> _What the task asks_:
Pick out all lines in the listing holding the string "styles" and copy them.

> _Information supplied_:
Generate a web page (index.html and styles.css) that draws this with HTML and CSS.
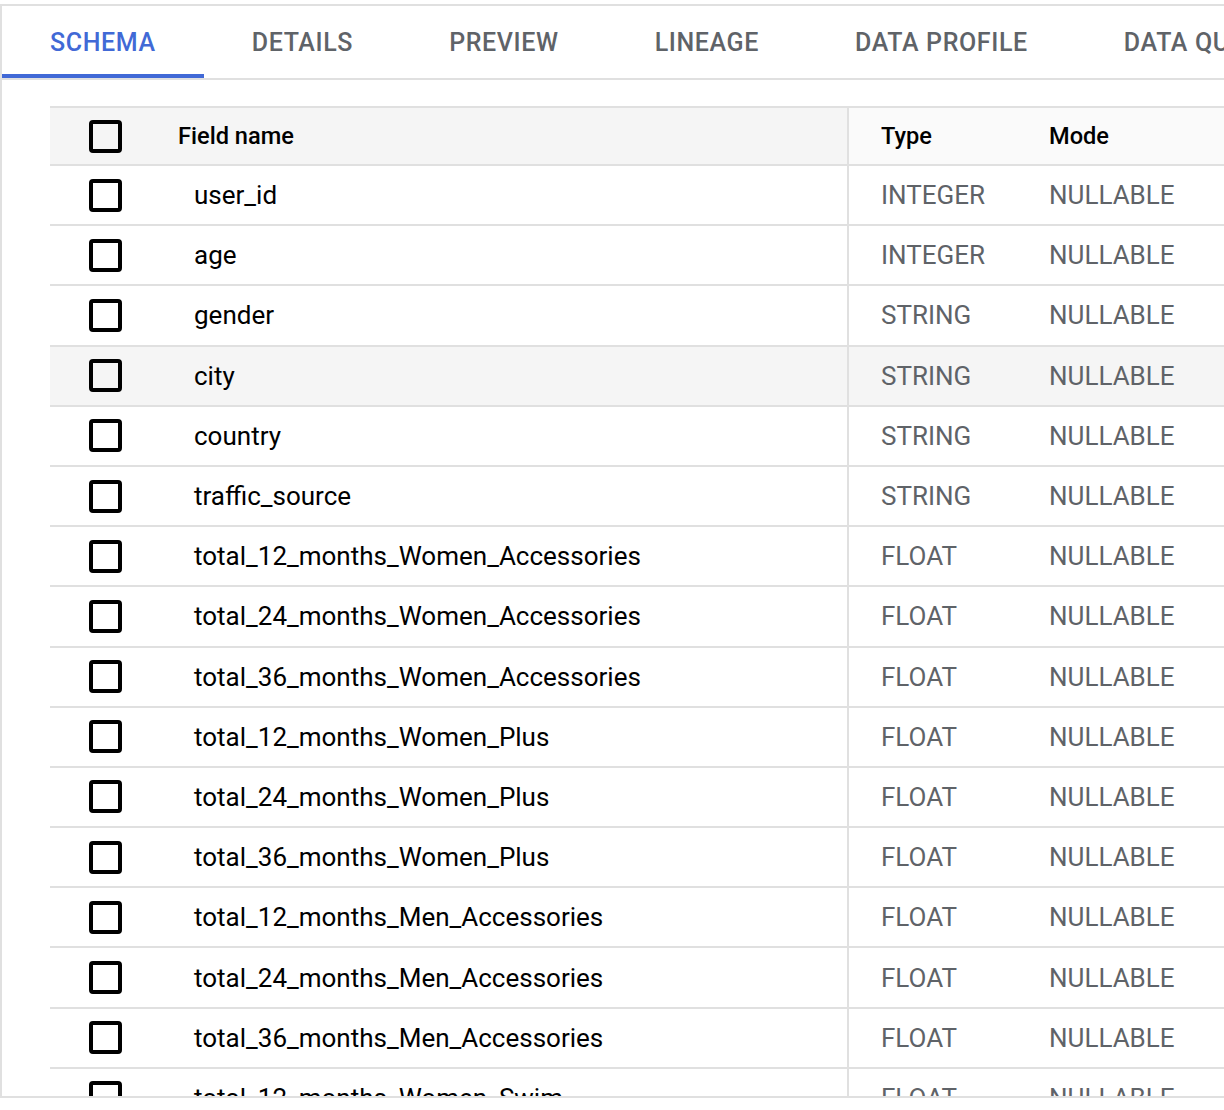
FILE: index.html
```html
<!DOCTYPE html>
<html lang="en">
<head>
<meta charset="utf-8">
<title>Schema</title>
<link rel="stylesheet" href="styles.css">
</head>
<body>
<div class="page">
  <div class="panel">
    <nav class="tabs">
      <div class="tab active">Schema</div>
      <div class="tab">Details</div>
      <div class="tab">Preview</div>
      <div class="tab">Lineage</div>
      <div class="tab">Data profile</div>
      <div class="tab">Data quality</div>
    </nav>
    <div class="content">
      <div class="table">
        <div class="row head">
          <div class="cell name"><span class="cb"></span><span class="label">Field name</span></div>
          <div class="cell type">Type</div>
          <div class="cell mode">Mode</div>
        </div>
        <div class="row"><div class="cell name"><span class="cb"></span><span class="label">user_id</span></div><div class="cell type">INTEGER</div><div class="cell mode">NULLABLE</div></div>
        <div class="row"><div class="cell name"><span class="cb"></span><span class="label">age</span></div><div class="cell type">INTEGER</div><div class="cell mode">NULLABLE</div></div>
        <div class="row"><div class="cell name"><span class="cb"></span><span class="label">gender</span></div><div class="cell type">STRING</div><div class="cell mode">NULLABLE</div></div>
        <div class="row hover"><div class="cell name"><span class="cb"></span><span class="label">city</span></div><div class="cell type">STRING</div><div class="cell mode">NULLABLE</div></div>
        <div class="row"><div class="cell name"><span class="cb"></span><span class="label">country</span></div><div class="cell type">STRING</div><div class="cell mode">NULLABLE</div></div>
        <div class="row"><div class="cell name"><span class="cb"></span><span class="label">traffic_source</span></div><div class="cell type">STRING</div><div class="cell mode">NULLABLE</div></div>
        <div class="row"><div class="cell name"><span class="cb"></span><span class="label">total_12_months_Women_Accessories</span></div><div class="cell type">FLOAT</div><div class="cell mode">NULLABLE</div></div>
        <div class="row"><div class="cell name"><span class="cb"></span><span class="label">total_24_months_Women_Accessories</span></div><div class="cell type">FLOAT</div><div class="cell mode">NULLABLE</div></div>
        <div class="row"><div class="cell name"><span class="cb"></span><span class="label">total_36_months_Women_Accessories</span></div><div class="cell type">FLOAT</div><div class="cell mode">NULLABLE</div></div>
        <div class="row"><div class="cell name"><span class="cb"></span><span class="label">total_12_months_Women_Plus</span></div><div class="cell type">FLOAT</div><div class="cell mode">NULLABLE</div></div>
        <div class="row"><div class="cell name"><span class="cb"></span><span class="label">total_24_months_Women_Plus</span></div><div class="cell type">FLOAT</div><div class="cell mode">NULLABLE</div></div>
        <div class="row"><div class="cell name"><span class="cb"></span><span class="label">total_36_months_Women_Plus</span></div><div class="cell type">FLOAT</div><div class="cell mode">NULLABLE</div></div>
        <div class="row"><div class="cell name"><span class="cb"></span><span class="label">total_12_months_Men_Accessories</span></div><div class="cell type">FLOAT</div><div class="cell mode">NULLABLE</div></div>
        <div class="row"><div class="cell name"><span class="cb"></span><span class="label">total_24_months_Men_Accessories</span></div><div class="cell type">FLOAT</div><div class="cell mode">NULLABLE</div></div>
        <div class="row"><div class="cell name"><span class="cb"></span><span class="label">total_36_months_Men_Accessories</span></div><div class="cell type">FLOAT</div><div class="cell mode">NULLABLE</div></div>
        <div class="row"><div class="cell name"><span class="cb"></span><span class="label">total_12_months_Women_Swim</span></div><div class="cell type">FLOAT</div><div class="cell mode">NULLABLE</div></div>
        <div class="row"><div class="cell name"><span class="cb"></span><span class="label">total_24_months_Women_Swim</span></div><div class="cell type">FLOAT</div><div class="cell mode">NULLABLE</div></div>
      </div>
    </div>
  </div>
</div>
</body>
</html>
```

FILE: styles.css
```css
html, body {
  margin: 0;
  padding: 0;
  background: #ffffff;
}

body {
  font-family: Roboto, "Liberation Sans", Arial, sans-serif;
  color: #202124;
}

.page {
  padding-top: 4px;
  width: 1224px;
  height: 1110px;
  box-sizing: border-box;
  overflow: hidden;
}

.panel {
  height: 1094px;
  box-sizing: border-box;
  border-top: 2px solid #e0e0e0;
  border-left: 2px solid #e0e0e0;
  border-bottom: 2px solid #e0e0e0;
  overflow: hidden;
  display: flex;
  flex-direction: column;
}

.tabs {
  display: flex;
  height: 74px;
  box-sizing: border-box;
  border-bottom: 2px solid #e0e0e0;
  white-space: nowrap;
  flex: none;
}

.tab {
  padding: 4px 48px 0;
  height: 72px;
  box-sizing: border-box;
  display: flex;
  align-items: center;
  font-size: 25px;
  font-weight: 500;
  letter-spacing: 0.62px;
  text-transform: uppercase;
  color: #5f6368;
  flex: none;
  border-bottom: 4px solid transparent;
}

.tab.active {
  color: #4169d6;
  border-bottom-color: #4169d6;
}

.content {
  padding: 26px 0 0 48px;
  flex: 1;
  overflow: hidden;
}

.table {
  width: 1320px;
  border-top: 2px solid #e0e0e0;
}

.row {
  display: grid;
  grid-template-columns: 797px 170px 1fr;
  height: 60.2px;
  box-sizing: border-box;
  border-bottom: 2px solid #e0e0e0;
  font-size: 26px;
}

.row.head {
  height: 58px;
  font-size: 23.6px;
  font-weight: 500;
  color: #000000;
}

.row.head .cell.name {
  background: #f5f5f5;
  color: #000000;
}

.row.head .cell.type,
.row.head .cell.mode {
  background: #fafafa;
  color: #000000;
}

.row.hover {
  background: #f5f5f5;
}

.cell {
  display: flex;
  align-items: center;
  white-space: nowrap;
  box-sizing: border-box;
}

.cell.name {
  padding-left: 39px;
  color: #000000;
}

.cell.type {
  border-left: 2px solid #e0e0e0;
  padding-left: 32px;
  color: #5f6368;
}

.cell.mode {
  padding-left: 32px;
  color: #5f6368;
}

.cb {
  width: 33px;
  height: 33px;
  box-sizing: border-box;
  border: 4px solid #000000;
  border-radius: 4px;
  flex: none;
}

.label {
  margin-left: 72px;
}

.row.head .label {
  margin-left: 56px;
}
```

> _Expected answer_:
Generate a web page (index.html and styles.css) that draws this with HTML and CSS.
<link rel="stylesheet" href="styles.css">
FILE: styles.css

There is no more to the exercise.